I seem to remember commenting at the end of a review of Kieran Hebden’s last release, the Tongues album with drummer Steve Reid, that I had no idea where he was going to go next. If I had really put my mind to it (or, erm, done some cursory internet research) I should have worked out it would be a new Fridge album. With the live, loud, jazzy bent of his recent work, and the considerable benfit of hindsight, the reformation of the decade-asleep Putney three-piece seems pretty logical.


The reunion with Adem (lovely man, nice glasses, sturdy acoustic fare on Domino) and Sam Jeffers seems to have been a fruitful one.

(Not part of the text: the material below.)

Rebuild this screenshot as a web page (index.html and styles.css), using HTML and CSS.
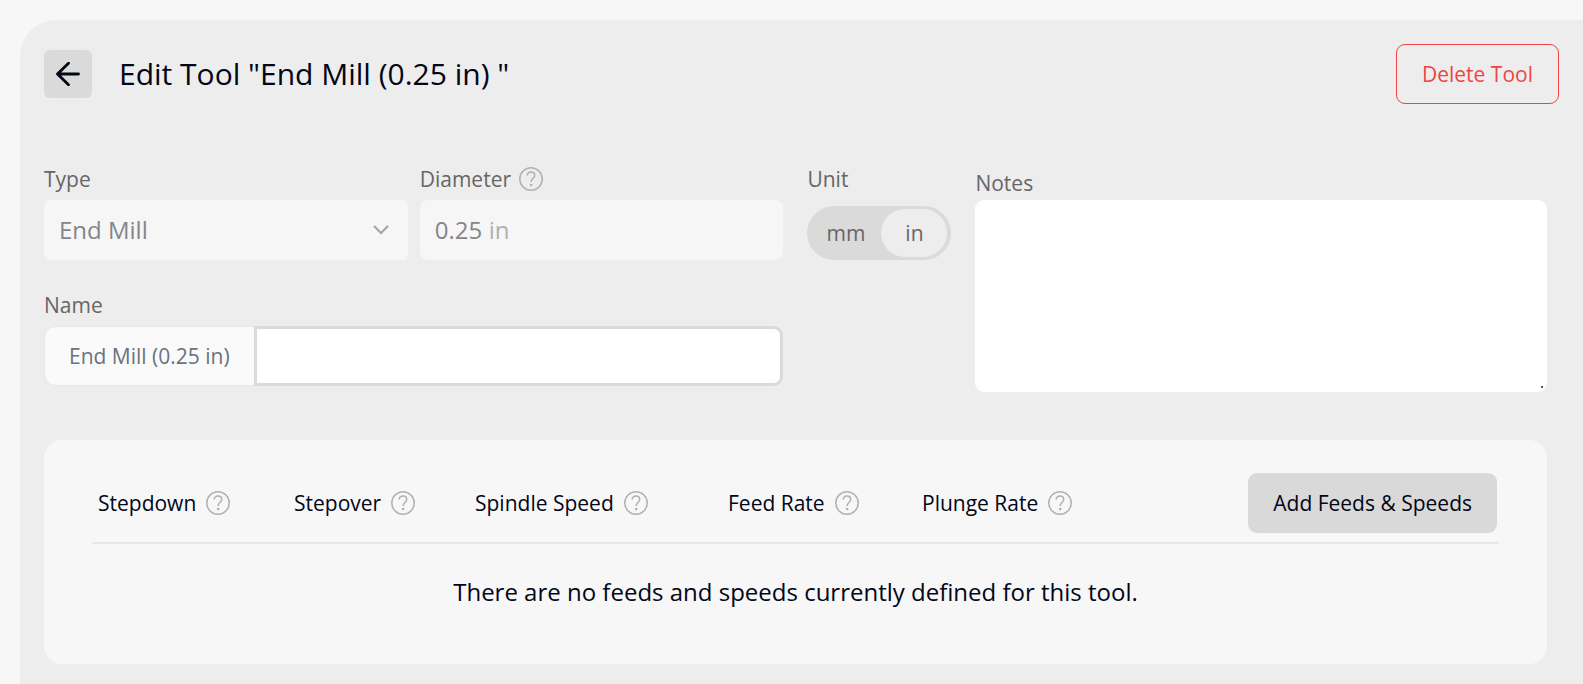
FILE: index.html
```html
<!DOCTYPE html>
<html lang="en">
<head>
<meta charset="utf-8">
<title>Edit Tool</title>
<link rel="stylesheet" href="styles.css">
</head>
<body>
<svg class="sprite" aria-hidden="true">
  <symbol id="help" viewBox="0 0 24 24">
    <circle cx="12" cy="12" r="11.2" fill="none" stroke="currentColor" stroke-width="1.5"/>
    <path d="M8.200 8.400C8.200 6.400 9.800 5 12 5s3.700 1.400 3.700 3.400c0 2.800-3.500 3-3.500 6.600" fill="none" stroke="currentColor" stroke-width="1.5"/>
    <circle cx="12.200" cy="18" r="1.300" fill="currentColor"/>
  </symbol>
</svg>
<main class="panel">
  <header class="header">
    <button class="back" type="button" aria-label="Back">
      <svg class="back-icon" viewBox="0 0 24 24"><path d="M22.500 12H1.500M12.500 1.200 1.500 12l11 10.800"/></svg>
    </button>
    <h1 class="title">Edit Tool "End Mill (0.25 in) "</h1>
    <button class="delete" type="button">Delete Tool</button>
  </header>

  <div class="content">
    <form class="form">
      <div class="main-fields">
        <div class="pair">
          <div class="field">
            <label class="label" for="type">Type</label>
            <div class="select-wrap">
              <select class="box select" id="type" disabled><option>End Mill</option></select>
              <svg class="chevron" viewBox="0 0 16 10"><path d="m1 1 7 7 7-7"/></svg>
            </div>
          </div>
          <div class="field">
            <label class="label" for="diameter">Diameter <svg class="help"><use href="#help"/></svg></label>
            <div class="box measure">
              <input class="measure-input" id="diameter" value="0.25" disabled>
              <span class="suffix">in</span>
            </div>
          </div>
        </div>
        <div class="field">
          <label class="label" for="name">Name</label>
          <div class="name-group">
            <span class="prefix">End Mill (0.25 in)</span>
            <input class="name-input" id="name" type="text">
          </div>
        </div>
      </div>

      <div class="field">
        <span class="label" id="unit-label">Unit</span>
        <div class="toggle" role="group" aria-labelledby="unit-label">
          <button class="unit" type="button" aria-pressed="false">mm</button>
          <button class="unit unit-on" type="button" aria-pressed="true">in</button>
        </div>
      </div>

      <div class="field">
        <label class="label label-low" for="notes">Notes</label>
        <textarea class="notes" id="notes"></textarea>
      </div>
    </form>

    <section class="card">
      <table class="feeds">
        <colgroup><col class="c-down"><col class="c-over"><col class="c-spindle"><col class="c-feed"><col></colgroup>
        <thead>
          <tr>
            <th><span class="head">Stepdown <svg class="help"><use href="#help"/></svg></span></th>
            <th><span class="head">Stepover <svg class="help"><use href="#help"/></svg></span></th>
            <th><span class="head">Spindle Speed <svg class="help"><use href="#help"/></svg></span></th>
            <th><span class="head">Feed Rate <svg class="help"><use href="#help"/></svg></span></th>
            <th><span class="head">Plunge Rate <svg class="help"><use href="#help"/></svg></span></th>
            <th class="action"><button class="add" type="button">Add Feeds &amp; Speeds</button></th>
          </tr>
        </thead>
        <tbody>
          <tr><td class="empty" colspan="6">There are no feeds and speeds currently defined for this tool.</td></tr>
        </tbody>
      </table>
    </section>
  </div>
</main>
</body>
</html>
```
FILE: styles.css
```css
* { box-sizing: border-box; }

body {
  margin: 0;
  padding: 20px 0 0 20px;
  background: #f7f7f7;
  color: #020617;
  font-family: "Open Sans", "Noto Sans", sans-serif;
  font-size: 21px;
  line-height: 30px;
}

button, input, select, textarea { font: inherit; color: inherit; margin: 0; }
button { cursor: pointer; }
.sprite { display: none; }

.panel {
  min-height: calc(100vh - 20px);
  padding: 24px 24px 20px;
  border-radius: 36px 0 0 0;
  background: #ededed;
}

.header { display: flex; align-items: center; height: 60px; }

.back {
  display: grid;
  place-items: center;
  width: 48px;
  height: 48px;
  padding: 0;
  border: 0;
  border-radius: 6px;
  background: #dadada;
}
.back-icon {
  width: 24px;
  height: 24px;
  fill: none;
  stroke: #020617;
  stroke-width: 2.8;
  stroke-linecap: round;
  stroke-linejoin: round;
}

.title { flex: 1; margin: 0 0 0 27px; font-size: 30px; font-weight: 400; line-height: 42px; }

.delete {
  height: 60px;
  padding: 0 25px;
  border: 1px solid #ef4444;
  border-radius: 9px;
  background: transparent;
  color: #ef4444;
}

.content { padding-right: 12px; }

.form {
  display: grid;
  grid-template-columns: 740fr 144px 572fr;
  gap: 24px;
  margin-top: 60px;
}
.main-fields { display: grid; gap: 30px; align-content: start; }
.pair { display: grid; grid-template-columns: 1fr 1fr; gap: 12px; }
.field { display: flex; flex-direction: column; }

.label {
  display: flex;
  align-items: center;
  gap: 8px;
  height: 36px;
  padding-bottom: 6px;
  color: #666;
}
.label-low { padding: 2px 0 0; }
.help { flex: none; width: 24px; height: 24px; color: #b0b0b0; }

.box {
  width: 100%;
  height: 60px;
  padding: 0 15px;
  border: 0;
  border-radius: 8px;
  background: #f6f6f6;
  color: #85858b;
  font-size: 24px;
}
.select-wrap { position: relative; }
.select { appearance: none; opacity: 1; border-radius: 6px; }
.chevron {
  position: absolute;
  top: 25px;
  right: 19px;
  width: 16px;
  height: 10px;
  fill: none;
  stroke: #a3a3a3;
  stroke-width: 2;
  pointer-events: none;
}
.measure { display: flex; align-items: center; gap: 5px; }
.measure-input { width: 49px; padding: 0; border: 0; background: transparent; }
.suffix { color: #b0b0b0; }

.name-group { display: flex; height: 60px; }
.prefix {
  display: flex;
  align-items: center;
  padding: 0 24px;
  border: 1px solid #e5e7eb;
  border-right: 0;
  border-radius: 12px 0 0 12px;
  background: #fafafa;
  color: #6b7280;
}
.name-input {
  flex: 1;
  min-width: 0;
  padding: 0 15px;
  border: 3px solid #dadada;
  border-radius: 0 9px 9px 0;
  background: #fff;
}

.toggle {
  display: flex;
  height: 54px;
  margin-top: 6px;
  padding: 3px 4px 3px 3px;
  border-radius: 27px;
  background: #dadada;
}
.unit {
  width: 71px;
  padding: 0;
  border: 0;
  border-radius: 24px;
  background: transparent;
  color: #666;
}
.unit-on { flex: 1; background: #ededed; }

.notes {
  height: 192px;
  padding: 12px 15px;
  border: 0;
  border-radius: 9px;
  background: #fff;
  resize: vertical;
}
.notes::-webkit-resizer {
  background: linear-gradient(#555, #555) 9px 9px / 2px 2px no-repeat;
}

.card { margin-top: 48px; padding: 33px 48px; border-radius: 18px; background: #f7f7f7; }
.feeds { width: 100%; border-collapse: collapse; }
.feeds th { padding: 0 0 9px 6px; border-bottom: 2px solid #e3e8ef; font-weight: 400; text-align: left; }
.head { display: flex; align-items: center; gap: 10px; white-space: nowrap; }
.c-down { width: 196px; }
.c-over { width: 181px; }
.c-spindle { width: 253px; }
.c-feed { width: 194px; }
.feeds .action { padding-right: 2px; text-align: right; }
.add {
  height: 60px;
  padding: 0 25px;
  border: 0;
  border-radius: 9px;
  background: #d9d9d9;
  white-space: nowrap;
}
.empty { padding: 33px 0 24px; font-size: 24px; text-align: center; }
```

The band slip effortlessly back into their post-rock gear, and I slip comfortably back into my post-rock listening costume, and much happiness ensues. “Clocks” ticks along in Tortoise fashion, “Eyelids” is crunchy, riffy, like “Chroma” from Semaphore, in “Oram” crystal forms from sonic tumble a la “Sun Drums and Soil”, while “Insects” curves off improvisationally from from the orbit of Rounds. It isn’t entirely a retrospective affair; the title track melts tambura over an electric hip-hop fire and blazing drums, sounding totally fresh and exciting. (An entirely personal and probably regrettable observation to close: the pleasant twang of “Comets” would have sounded brilliant accompanying the run-through of the leaderboard at the US Masters. Make of that what you will).
The extra decade of experience of the protagonists has resulted in a confident, well-produced and most grin-inducing album, making previous Fridge releases sound disturbingly raw and naïve in comparison. I can’t remember the last time an album made me feel ten years younger. They should sell this stuff in Boots (they do sell this stuff at Temporary Residence).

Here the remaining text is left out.